Ashley Jones
Assignment 6: Activity 1
Activity 1: If the original triangle is equilateral, then the triangle of medians is equilateral. Will an isosceles original triangle generate and isosceles triangle of medians? Will a right triangle always generate a right triangle of medians? What if the medians triangle is a right triangle? Under what conditions will the original triangle and the medians triangle both be right triangles?
From the activity introduction, we know that the medians of an equilateral triangle form an equilateral triangle. Just in case, lets explore this mathematical idea ourselves using Geometer's Sketchpad (GSP). By creating an equilateral triangle, we can then construct the medians of the triangle and measure them ourselves. Below are snapshots of the series of steps taken on GSP to finding the measurements of the three medians of an equilateral triangle.
As we can see, all three medians AD, BF, and CE are the same length. Thus, together they would also make an equilateral triangle. Thinking along the same lines, one would hypothesize that the three medians of an isosceles triangle would also form an isosceles triangle. Let's explore this idea by using GSP again. Below are the snapshots of this process. We will construct an isosceles triangle, construct the medians, and measure the lengths.
As we can see again, the medians of an isosceles triangle do in fact form an isosceles triangle themselves. In our example, medians AF, BE, and CD form an isosceles triangle since the two medians BE and CD have equivalent lengths. From this we can hypothesize that the two equivalent medians stem from the two equivalent sides of your original isosceles triangle. That is the sides of the triangle AB and AC are equivalent in length, and the equivalent medians come from the midpoints of these two sides.

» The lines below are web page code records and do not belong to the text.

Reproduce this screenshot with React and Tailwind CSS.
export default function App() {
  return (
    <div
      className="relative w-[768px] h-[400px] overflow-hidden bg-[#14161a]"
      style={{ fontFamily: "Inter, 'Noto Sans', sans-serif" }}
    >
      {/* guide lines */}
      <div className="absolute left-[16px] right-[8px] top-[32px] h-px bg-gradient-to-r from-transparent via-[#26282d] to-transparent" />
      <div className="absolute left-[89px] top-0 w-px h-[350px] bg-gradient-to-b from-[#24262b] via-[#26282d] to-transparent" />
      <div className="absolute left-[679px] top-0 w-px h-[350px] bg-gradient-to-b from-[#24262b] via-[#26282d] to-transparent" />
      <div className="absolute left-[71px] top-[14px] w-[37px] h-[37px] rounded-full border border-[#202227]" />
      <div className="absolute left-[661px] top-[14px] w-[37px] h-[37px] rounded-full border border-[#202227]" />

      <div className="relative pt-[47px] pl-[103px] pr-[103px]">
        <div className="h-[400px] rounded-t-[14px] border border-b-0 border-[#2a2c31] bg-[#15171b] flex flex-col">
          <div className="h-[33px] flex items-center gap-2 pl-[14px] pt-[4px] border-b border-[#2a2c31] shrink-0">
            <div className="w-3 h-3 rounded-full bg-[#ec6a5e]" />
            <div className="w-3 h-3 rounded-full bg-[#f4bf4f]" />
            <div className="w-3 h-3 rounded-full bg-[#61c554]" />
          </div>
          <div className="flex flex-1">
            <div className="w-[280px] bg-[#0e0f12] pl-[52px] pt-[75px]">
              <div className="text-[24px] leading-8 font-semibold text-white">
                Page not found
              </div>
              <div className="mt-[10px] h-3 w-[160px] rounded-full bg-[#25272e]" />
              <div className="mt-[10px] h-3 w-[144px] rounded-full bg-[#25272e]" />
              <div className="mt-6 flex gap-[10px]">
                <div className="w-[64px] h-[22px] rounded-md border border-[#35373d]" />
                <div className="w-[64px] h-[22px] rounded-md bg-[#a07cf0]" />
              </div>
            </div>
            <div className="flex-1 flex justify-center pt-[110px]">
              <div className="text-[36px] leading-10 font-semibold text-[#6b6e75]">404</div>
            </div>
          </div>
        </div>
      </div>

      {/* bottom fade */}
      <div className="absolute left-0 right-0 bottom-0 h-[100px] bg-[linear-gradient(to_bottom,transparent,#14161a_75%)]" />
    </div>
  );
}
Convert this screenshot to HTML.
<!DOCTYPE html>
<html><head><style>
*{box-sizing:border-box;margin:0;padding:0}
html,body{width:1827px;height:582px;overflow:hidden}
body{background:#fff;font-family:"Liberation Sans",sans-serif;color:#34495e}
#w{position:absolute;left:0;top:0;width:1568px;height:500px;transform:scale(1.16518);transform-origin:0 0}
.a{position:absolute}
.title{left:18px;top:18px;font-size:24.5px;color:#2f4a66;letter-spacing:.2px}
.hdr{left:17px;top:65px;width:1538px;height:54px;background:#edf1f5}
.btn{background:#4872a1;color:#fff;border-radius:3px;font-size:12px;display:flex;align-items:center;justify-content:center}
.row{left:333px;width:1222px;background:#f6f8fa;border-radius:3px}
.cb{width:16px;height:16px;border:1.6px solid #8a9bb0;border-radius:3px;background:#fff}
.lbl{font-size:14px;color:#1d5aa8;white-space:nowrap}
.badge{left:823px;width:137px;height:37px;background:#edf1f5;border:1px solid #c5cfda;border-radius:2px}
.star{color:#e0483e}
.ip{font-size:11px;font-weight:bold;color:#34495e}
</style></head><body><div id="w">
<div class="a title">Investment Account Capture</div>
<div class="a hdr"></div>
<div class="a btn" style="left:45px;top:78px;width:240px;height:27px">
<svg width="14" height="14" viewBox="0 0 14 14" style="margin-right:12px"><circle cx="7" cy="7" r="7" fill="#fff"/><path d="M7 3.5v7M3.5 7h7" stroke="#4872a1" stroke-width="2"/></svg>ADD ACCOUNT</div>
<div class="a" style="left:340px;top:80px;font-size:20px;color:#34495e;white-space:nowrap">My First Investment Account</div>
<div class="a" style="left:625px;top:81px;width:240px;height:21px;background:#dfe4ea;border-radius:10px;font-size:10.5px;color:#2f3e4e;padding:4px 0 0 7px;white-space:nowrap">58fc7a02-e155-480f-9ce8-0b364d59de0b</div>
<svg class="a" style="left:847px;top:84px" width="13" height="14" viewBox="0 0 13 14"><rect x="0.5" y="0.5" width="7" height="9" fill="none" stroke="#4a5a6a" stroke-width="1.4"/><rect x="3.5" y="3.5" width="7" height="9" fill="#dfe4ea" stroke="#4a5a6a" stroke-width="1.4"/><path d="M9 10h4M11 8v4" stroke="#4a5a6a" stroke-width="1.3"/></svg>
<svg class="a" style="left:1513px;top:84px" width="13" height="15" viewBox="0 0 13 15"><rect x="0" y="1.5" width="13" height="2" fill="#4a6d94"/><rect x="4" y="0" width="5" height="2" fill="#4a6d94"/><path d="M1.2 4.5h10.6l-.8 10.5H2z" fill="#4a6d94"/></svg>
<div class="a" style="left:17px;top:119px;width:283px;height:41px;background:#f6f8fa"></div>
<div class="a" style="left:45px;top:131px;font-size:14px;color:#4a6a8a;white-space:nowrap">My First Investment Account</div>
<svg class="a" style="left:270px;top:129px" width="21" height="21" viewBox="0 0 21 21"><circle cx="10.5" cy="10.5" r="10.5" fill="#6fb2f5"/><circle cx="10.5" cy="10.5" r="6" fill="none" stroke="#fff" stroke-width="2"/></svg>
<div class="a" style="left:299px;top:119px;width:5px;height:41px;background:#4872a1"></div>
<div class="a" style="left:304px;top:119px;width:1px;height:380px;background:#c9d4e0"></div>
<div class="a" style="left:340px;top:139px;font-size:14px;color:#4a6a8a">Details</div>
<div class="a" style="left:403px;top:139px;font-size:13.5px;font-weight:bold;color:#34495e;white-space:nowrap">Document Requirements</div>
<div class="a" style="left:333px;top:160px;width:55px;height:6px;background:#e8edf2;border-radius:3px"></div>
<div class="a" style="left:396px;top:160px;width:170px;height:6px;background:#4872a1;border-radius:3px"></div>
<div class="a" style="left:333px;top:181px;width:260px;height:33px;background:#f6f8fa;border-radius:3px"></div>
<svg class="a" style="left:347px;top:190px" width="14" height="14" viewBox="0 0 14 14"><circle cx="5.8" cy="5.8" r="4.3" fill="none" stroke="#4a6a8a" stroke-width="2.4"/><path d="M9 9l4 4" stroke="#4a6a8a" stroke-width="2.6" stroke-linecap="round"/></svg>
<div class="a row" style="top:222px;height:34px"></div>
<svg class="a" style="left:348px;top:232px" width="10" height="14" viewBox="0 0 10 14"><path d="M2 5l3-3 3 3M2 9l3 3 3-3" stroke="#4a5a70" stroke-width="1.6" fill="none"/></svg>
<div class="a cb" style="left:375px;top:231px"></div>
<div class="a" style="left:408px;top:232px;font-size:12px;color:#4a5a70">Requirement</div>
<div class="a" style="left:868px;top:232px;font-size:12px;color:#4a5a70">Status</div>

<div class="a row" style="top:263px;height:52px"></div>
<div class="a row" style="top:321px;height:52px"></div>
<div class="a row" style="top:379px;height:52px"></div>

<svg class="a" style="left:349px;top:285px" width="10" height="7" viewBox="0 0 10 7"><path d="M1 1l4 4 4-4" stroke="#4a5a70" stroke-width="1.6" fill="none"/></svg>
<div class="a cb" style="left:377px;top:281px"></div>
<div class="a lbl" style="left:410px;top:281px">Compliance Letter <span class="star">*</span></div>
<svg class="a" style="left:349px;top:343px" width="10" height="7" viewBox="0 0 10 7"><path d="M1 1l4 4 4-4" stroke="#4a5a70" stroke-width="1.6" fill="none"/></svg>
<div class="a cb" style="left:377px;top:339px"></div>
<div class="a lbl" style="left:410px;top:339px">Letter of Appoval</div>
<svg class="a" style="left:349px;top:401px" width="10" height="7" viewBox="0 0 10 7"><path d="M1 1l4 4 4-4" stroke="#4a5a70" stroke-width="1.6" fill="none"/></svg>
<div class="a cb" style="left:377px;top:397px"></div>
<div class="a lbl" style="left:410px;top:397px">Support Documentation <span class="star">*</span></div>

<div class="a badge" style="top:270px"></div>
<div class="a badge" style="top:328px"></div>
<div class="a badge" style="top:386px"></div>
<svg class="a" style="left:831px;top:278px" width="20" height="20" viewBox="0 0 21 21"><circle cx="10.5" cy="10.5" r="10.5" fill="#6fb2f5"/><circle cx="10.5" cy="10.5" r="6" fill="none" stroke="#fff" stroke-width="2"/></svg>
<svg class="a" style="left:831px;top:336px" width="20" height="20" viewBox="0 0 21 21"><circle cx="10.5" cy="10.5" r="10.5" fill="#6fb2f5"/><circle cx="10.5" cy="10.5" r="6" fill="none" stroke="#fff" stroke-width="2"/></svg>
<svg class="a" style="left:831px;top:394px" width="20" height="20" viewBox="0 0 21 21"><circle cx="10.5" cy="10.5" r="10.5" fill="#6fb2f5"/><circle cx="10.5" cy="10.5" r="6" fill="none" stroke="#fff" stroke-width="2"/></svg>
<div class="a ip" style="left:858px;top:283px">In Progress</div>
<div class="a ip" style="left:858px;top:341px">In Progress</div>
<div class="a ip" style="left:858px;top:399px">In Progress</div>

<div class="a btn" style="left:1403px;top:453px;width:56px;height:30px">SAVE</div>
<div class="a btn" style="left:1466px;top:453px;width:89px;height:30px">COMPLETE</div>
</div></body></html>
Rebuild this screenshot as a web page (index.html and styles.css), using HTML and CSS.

Let's look at right triangles now. Do you think that the medians of a right triangle will also generate a right triangle? We will investigate this idea by using GSP again. Below are the snapshots from this process. First we will construct a right triangle, find its midpoints, construct the medians, and measure their lengths. If the medians do in fact generate a right triangle, then the Pythagorean Theorem will hold true (a^2 + b^2 = c^2) where c is the largest side.
From the above snapshots, we can see that this particular right triangle does not generate another right triangle. This is obvious from the calculations where AF² + BE² does not equal CD². However, we must not be convinced that this is always true. Maybe there is a specific right triangle where the medians do generate a right triangle. By animating the vertex A along the perpendicular line to the base BC it is easy to see that at some angle values the medians do generate a right triangle. This animation can be seen by clicking on this link. Select the vertex A in the sketch and then select animate point under the Display menu. Observing the values of the Pythagorean Theorem calculations, it is apparent that as the angles approach 55 degrees and 35 degrees, the right triangle's medians generate a right triangle as well. We can assume then that the only time a right triangle's medians will generate a right triangle is when the original triangle's angles are 90 degrees, 55 degrees, and 35 degrees. Below are a few snapshots from this exploration that allowed us to find the degree measurements in which the medians generate a right triangle.
This exploration would be great in the high school mathematics classroom. It gives students the opportunity to work with GSP as well as investigate more into medians through an interactive activity. Additional explorations can also stem from this activity, giving teachers a chance to further their students' mathematical knowledge.